**What to produce**
Single out each line with the word "components" and copy it.

=-=-=

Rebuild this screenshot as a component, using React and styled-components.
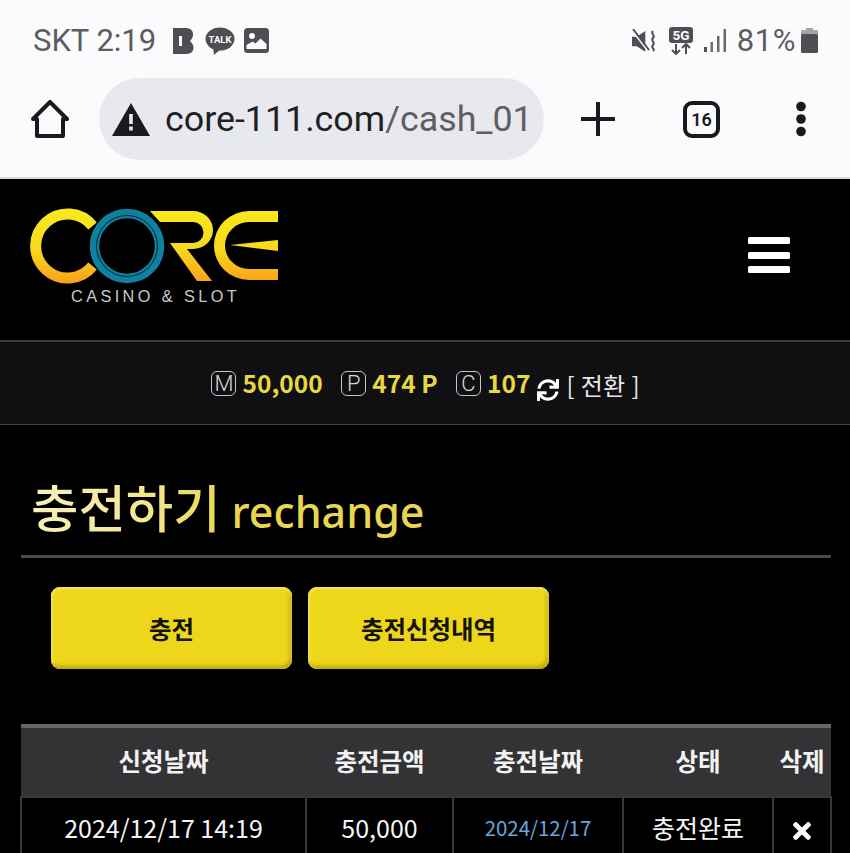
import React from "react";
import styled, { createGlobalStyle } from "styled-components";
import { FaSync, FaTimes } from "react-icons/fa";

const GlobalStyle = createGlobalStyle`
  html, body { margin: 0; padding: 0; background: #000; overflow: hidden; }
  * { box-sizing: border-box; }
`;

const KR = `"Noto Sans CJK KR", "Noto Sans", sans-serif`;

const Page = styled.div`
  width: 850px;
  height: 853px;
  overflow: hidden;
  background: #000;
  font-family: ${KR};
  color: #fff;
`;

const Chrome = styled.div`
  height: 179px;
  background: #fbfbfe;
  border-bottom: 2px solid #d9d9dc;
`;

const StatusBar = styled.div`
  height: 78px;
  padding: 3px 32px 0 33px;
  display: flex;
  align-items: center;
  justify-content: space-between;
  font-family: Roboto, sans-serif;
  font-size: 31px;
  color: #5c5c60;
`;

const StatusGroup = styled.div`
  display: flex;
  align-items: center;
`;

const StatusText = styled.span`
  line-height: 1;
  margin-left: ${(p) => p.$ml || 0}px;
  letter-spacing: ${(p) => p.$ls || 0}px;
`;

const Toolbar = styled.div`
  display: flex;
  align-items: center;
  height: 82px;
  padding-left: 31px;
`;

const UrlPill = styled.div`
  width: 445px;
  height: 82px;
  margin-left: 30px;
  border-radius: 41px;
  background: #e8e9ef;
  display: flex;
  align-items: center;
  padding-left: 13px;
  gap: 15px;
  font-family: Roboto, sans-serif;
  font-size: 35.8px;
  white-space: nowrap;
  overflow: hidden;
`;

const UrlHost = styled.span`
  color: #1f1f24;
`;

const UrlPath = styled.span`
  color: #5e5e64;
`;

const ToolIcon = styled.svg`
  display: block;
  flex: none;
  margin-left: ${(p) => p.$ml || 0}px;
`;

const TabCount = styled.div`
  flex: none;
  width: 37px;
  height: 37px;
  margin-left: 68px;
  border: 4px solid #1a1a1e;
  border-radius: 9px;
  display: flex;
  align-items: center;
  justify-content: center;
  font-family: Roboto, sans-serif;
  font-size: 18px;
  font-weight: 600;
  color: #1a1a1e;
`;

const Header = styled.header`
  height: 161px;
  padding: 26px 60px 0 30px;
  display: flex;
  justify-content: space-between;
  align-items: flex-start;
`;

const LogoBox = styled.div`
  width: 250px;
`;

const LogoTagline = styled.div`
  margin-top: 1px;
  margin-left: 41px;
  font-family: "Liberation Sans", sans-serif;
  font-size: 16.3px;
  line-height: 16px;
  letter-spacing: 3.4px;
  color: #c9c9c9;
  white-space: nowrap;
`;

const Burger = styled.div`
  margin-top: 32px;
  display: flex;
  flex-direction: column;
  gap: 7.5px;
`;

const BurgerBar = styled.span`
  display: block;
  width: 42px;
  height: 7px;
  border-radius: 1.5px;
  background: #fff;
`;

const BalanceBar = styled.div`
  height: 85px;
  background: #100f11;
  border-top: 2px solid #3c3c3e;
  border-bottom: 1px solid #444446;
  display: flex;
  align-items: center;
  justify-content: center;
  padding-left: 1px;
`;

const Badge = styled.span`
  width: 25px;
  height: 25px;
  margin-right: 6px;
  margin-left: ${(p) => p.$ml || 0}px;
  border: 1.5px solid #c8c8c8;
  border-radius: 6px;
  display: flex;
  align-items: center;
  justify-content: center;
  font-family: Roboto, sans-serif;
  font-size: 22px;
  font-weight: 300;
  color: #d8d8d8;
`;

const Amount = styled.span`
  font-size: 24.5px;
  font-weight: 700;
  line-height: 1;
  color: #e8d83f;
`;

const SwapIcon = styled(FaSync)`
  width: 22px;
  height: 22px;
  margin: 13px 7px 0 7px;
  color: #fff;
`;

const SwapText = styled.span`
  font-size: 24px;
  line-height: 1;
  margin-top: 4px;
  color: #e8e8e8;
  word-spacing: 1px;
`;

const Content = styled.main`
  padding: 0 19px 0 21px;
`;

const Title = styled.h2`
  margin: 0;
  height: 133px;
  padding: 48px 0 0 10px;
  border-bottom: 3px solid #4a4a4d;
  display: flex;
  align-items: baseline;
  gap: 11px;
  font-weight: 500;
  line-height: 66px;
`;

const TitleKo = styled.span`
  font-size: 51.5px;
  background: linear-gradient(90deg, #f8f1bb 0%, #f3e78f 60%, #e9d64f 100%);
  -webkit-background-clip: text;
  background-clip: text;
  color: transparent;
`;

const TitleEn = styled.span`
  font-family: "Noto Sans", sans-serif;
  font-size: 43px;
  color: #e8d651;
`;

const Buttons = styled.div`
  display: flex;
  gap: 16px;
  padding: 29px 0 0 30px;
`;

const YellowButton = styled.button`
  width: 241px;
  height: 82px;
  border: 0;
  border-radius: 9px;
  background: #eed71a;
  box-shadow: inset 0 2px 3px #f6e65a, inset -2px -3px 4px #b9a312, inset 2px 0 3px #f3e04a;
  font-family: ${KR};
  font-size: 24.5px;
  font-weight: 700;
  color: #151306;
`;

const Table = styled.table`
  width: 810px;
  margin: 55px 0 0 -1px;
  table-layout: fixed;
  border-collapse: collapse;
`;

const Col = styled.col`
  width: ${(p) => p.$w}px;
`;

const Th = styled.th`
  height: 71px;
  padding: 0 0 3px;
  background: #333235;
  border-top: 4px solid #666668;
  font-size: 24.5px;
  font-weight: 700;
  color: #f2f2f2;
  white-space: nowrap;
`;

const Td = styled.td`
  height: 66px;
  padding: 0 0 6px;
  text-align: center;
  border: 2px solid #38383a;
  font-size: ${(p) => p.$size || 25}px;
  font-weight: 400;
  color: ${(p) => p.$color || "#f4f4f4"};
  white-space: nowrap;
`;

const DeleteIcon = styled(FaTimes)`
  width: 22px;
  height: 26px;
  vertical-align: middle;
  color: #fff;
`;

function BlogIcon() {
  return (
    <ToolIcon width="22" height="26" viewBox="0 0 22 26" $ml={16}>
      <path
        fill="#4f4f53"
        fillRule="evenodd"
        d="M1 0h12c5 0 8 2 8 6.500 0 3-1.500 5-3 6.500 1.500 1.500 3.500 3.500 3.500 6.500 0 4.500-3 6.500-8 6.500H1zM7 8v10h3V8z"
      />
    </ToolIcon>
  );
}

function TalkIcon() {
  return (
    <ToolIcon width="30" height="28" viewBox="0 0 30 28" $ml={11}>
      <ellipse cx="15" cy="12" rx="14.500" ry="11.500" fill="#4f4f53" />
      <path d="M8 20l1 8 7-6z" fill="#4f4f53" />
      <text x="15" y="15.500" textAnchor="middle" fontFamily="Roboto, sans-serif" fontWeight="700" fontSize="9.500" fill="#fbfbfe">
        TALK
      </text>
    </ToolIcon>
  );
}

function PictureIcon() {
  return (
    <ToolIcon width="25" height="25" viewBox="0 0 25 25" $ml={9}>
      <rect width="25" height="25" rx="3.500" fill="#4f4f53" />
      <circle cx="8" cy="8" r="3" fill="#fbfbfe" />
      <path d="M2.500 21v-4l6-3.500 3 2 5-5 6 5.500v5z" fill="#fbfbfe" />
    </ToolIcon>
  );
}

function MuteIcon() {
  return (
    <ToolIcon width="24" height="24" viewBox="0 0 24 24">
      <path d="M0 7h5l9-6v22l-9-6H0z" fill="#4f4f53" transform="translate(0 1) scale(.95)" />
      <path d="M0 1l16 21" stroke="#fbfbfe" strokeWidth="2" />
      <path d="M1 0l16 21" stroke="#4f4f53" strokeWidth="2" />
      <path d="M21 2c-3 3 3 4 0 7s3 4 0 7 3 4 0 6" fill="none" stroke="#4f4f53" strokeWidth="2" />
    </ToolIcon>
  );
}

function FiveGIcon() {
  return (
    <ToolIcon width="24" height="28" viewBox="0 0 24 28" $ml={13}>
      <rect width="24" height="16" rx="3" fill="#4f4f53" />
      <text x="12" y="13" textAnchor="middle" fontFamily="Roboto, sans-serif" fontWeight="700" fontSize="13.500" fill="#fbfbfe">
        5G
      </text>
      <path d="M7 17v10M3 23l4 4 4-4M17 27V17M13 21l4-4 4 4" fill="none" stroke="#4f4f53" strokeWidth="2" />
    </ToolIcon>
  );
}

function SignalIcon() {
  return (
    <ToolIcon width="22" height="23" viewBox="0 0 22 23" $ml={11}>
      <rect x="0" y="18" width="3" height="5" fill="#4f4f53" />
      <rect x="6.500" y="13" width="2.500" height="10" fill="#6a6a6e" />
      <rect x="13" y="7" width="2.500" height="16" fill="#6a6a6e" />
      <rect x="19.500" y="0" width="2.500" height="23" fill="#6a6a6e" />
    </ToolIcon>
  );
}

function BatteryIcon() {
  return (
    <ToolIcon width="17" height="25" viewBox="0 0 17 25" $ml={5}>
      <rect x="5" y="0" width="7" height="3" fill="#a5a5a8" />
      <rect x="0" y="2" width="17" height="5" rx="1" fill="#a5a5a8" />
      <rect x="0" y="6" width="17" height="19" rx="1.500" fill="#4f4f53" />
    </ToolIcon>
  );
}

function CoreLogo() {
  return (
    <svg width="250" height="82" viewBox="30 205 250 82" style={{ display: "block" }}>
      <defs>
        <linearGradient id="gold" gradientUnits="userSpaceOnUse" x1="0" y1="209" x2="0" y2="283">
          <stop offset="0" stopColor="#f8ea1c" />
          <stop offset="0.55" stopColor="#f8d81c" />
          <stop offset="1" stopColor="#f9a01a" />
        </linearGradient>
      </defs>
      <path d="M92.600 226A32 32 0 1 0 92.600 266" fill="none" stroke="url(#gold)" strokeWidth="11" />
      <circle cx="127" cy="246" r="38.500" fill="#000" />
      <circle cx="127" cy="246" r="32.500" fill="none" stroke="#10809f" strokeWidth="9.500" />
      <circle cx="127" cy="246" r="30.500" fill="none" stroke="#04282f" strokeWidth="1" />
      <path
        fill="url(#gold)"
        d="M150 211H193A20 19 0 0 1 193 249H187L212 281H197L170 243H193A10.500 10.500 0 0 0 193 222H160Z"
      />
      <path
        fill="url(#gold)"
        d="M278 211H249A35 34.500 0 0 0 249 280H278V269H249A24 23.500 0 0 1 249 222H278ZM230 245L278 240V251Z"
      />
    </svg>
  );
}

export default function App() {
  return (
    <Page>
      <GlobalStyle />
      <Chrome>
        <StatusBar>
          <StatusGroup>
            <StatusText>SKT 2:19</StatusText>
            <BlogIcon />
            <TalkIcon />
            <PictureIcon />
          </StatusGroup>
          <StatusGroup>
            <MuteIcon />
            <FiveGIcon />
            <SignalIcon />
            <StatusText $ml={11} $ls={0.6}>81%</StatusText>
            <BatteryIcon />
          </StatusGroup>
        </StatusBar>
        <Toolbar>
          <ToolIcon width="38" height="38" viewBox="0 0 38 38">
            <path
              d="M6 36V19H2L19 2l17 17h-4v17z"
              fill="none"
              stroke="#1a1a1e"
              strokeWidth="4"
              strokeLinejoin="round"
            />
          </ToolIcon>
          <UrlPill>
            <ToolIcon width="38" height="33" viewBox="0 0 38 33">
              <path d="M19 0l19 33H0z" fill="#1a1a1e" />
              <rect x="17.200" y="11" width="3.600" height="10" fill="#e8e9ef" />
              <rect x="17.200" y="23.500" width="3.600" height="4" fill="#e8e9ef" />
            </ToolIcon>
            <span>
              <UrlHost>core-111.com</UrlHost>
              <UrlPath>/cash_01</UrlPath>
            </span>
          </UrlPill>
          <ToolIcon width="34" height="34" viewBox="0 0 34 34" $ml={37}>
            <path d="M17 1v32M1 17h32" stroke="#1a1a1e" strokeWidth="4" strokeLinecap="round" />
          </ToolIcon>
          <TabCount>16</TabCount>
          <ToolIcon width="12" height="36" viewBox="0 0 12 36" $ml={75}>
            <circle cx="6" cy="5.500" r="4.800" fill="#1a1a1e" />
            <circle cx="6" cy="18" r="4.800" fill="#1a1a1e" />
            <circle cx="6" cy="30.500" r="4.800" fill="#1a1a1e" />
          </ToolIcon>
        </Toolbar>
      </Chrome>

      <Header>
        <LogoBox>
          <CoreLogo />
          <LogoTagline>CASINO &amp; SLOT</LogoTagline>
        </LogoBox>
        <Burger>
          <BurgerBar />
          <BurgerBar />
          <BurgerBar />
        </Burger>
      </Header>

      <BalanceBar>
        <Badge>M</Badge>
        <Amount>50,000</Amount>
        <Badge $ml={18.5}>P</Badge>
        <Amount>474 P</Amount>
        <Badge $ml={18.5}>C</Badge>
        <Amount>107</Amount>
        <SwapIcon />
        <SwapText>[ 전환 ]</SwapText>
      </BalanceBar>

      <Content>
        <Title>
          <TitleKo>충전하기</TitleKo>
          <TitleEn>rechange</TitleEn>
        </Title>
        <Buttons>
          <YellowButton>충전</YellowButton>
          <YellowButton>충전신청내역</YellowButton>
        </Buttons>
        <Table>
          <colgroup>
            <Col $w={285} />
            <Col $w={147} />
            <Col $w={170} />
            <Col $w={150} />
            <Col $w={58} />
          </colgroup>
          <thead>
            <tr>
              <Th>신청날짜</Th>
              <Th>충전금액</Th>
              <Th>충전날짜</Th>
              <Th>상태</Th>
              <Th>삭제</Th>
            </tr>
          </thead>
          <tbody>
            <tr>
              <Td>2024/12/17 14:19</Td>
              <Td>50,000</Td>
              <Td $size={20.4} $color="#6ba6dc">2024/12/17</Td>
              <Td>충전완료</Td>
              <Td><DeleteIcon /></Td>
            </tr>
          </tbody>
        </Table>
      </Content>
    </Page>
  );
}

=-=-=

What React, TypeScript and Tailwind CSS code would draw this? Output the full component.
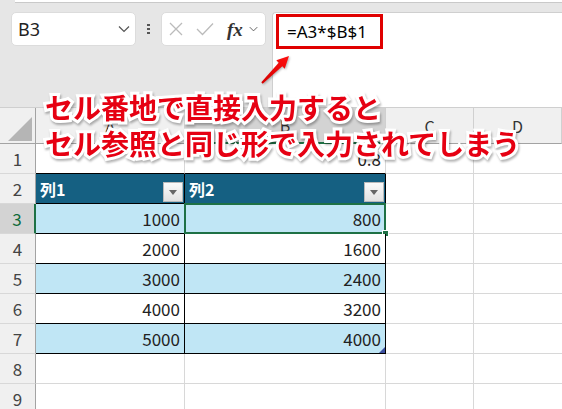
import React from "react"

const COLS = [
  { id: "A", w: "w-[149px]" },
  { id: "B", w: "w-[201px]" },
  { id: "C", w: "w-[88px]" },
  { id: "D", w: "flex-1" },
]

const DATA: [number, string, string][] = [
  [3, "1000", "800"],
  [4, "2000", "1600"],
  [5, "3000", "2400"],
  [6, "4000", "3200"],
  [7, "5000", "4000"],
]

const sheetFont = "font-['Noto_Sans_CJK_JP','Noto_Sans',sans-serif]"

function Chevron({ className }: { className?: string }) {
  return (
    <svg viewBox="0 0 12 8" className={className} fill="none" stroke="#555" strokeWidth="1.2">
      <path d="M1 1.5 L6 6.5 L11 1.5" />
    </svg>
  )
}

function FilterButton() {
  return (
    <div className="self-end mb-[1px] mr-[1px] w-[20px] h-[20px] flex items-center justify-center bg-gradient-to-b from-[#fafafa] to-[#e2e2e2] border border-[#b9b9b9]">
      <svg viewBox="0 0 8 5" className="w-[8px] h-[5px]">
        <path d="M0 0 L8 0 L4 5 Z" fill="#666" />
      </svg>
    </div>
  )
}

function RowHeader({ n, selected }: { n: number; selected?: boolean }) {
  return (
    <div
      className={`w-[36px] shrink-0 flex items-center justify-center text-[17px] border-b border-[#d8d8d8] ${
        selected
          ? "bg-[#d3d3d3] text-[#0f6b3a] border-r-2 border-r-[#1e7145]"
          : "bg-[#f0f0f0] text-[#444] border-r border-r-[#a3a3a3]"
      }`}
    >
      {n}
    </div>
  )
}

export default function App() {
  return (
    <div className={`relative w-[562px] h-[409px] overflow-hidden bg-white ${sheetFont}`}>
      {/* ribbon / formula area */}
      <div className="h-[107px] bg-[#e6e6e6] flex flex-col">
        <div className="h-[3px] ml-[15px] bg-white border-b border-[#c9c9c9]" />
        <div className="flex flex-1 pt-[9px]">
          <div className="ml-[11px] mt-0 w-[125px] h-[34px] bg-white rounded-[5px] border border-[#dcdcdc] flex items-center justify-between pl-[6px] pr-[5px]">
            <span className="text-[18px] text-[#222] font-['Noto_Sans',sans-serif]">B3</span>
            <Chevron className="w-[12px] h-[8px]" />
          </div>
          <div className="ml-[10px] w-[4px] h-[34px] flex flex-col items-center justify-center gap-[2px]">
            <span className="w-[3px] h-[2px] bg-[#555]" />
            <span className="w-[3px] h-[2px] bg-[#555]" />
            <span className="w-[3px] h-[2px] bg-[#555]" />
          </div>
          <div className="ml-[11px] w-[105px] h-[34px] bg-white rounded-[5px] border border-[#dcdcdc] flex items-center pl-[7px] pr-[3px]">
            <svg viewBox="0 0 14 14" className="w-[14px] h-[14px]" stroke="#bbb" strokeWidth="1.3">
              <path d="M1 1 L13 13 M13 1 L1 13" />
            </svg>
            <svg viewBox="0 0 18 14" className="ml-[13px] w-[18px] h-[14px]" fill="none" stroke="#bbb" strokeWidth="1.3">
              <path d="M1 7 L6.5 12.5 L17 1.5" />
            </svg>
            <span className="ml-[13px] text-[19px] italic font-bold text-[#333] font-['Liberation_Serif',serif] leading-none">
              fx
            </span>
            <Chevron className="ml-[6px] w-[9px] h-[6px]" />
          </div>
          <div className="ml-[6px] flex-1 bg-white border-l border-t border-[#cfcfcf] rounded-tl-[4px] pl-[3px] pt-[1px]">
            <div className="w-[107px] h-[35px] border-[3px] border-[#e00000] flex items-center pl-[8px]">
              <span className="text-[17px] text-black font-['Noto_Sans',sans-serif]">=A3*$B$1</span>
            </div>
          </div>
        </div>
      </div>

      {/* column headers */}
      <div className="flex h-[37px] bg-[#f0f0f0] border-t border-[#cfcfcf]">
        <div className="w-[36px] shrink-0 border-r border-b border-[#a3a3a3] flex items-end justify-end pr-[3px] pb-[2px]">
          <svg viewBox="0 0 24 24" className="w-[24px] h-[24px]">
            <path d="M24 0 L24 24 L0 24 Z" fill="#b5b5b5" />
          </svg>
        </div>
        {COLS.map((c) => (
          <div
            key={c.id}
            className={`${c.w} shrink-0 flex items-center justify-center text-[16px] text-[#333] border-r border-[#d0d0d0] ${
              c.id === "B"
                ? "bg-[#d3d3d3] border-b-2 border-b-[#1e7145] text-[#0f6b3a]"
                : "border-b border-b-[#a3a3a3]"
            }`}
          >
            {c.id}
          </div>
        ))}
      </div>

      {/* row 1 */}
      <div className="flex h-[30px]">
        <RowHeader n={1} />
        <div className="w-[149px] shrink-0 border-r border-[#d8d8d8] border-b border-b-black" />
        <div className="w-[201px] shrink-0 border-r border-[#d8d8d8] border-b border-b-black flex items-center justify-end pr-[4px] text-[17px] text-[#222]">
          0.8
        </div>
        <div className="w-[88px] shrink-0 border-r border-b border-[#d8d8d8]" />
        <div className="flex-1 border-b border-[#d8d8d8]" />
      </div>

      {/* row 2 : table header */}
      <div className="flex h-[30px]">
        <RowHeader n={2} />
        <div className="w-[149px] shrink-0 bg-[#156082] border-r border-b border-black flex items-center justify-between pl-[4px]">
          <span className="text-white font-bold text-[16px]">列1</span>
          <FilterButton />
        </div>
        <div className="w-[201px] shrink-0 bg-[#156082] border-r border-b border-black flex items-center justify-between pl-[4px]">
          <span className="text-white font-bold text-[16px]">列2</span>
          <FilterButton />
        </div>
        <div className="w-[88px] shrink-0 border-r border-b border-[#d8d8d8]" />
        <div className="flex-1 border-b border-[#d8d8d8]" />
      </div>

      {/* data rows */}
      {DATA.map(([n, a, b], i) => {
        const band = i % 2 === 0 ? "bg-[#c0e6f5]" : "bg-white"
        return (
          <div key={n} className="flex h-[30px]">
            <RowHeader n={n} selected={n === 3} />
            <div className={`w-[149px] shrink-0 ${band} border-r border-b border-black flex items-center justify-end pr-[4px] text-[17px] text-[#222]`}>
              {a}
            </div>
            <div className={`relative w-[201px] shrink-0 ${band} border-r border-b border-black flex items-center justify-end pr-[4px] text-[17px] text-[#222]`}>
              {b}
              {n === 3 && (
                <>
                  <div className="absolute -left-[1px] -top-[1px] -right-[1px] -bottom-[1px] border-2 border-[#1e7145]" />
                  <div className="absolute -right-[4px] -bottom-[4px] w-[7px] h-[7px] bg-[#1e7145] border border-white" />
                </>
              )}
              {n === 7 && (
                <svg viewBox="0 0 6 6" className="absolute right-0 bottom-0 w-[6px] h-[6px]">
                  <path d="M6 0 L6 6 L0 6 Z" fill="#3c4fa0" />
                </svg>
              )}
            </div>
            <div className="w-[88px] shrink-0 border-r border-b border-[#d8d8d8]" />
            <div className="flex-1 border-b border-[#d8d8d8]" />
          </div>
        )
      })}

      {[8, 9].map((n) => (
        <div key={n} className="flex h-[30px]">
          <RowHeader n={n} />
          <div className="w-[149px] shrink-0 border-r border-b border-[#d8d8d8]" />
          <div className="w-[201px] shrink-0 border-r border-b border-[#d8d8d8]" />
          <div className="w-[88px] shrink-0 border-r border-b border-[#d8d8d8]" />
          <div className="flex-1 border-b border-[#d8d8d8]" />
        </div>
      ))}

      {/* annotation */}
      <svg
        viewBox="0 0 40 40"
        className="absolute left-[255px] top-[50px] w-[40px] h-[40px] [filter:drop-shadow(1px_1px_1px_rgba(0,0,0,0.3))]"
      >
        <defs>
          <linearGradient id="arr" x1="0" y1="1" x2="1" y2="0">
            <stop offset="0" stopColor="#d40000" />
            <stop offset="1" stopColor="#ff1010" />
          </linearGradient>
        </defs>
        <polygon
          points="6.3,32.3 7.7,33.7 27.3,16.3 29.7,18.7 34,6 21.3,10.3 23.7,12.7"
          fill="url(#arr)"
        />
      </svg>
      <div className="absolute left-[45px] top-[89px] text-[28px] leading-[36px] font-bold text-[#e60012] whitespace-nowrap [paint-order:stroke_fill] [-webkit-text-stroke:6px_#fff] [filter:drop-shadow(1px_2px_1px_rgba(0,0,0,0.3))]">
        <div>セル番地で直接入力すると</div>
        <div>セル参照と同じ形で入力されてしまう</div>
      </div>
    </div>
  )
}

=-=-=

**Result of the task**
Rebuild this screenshot as a component, using React and styled-components.
import styled, { createGlobalStyle } from "styled-components";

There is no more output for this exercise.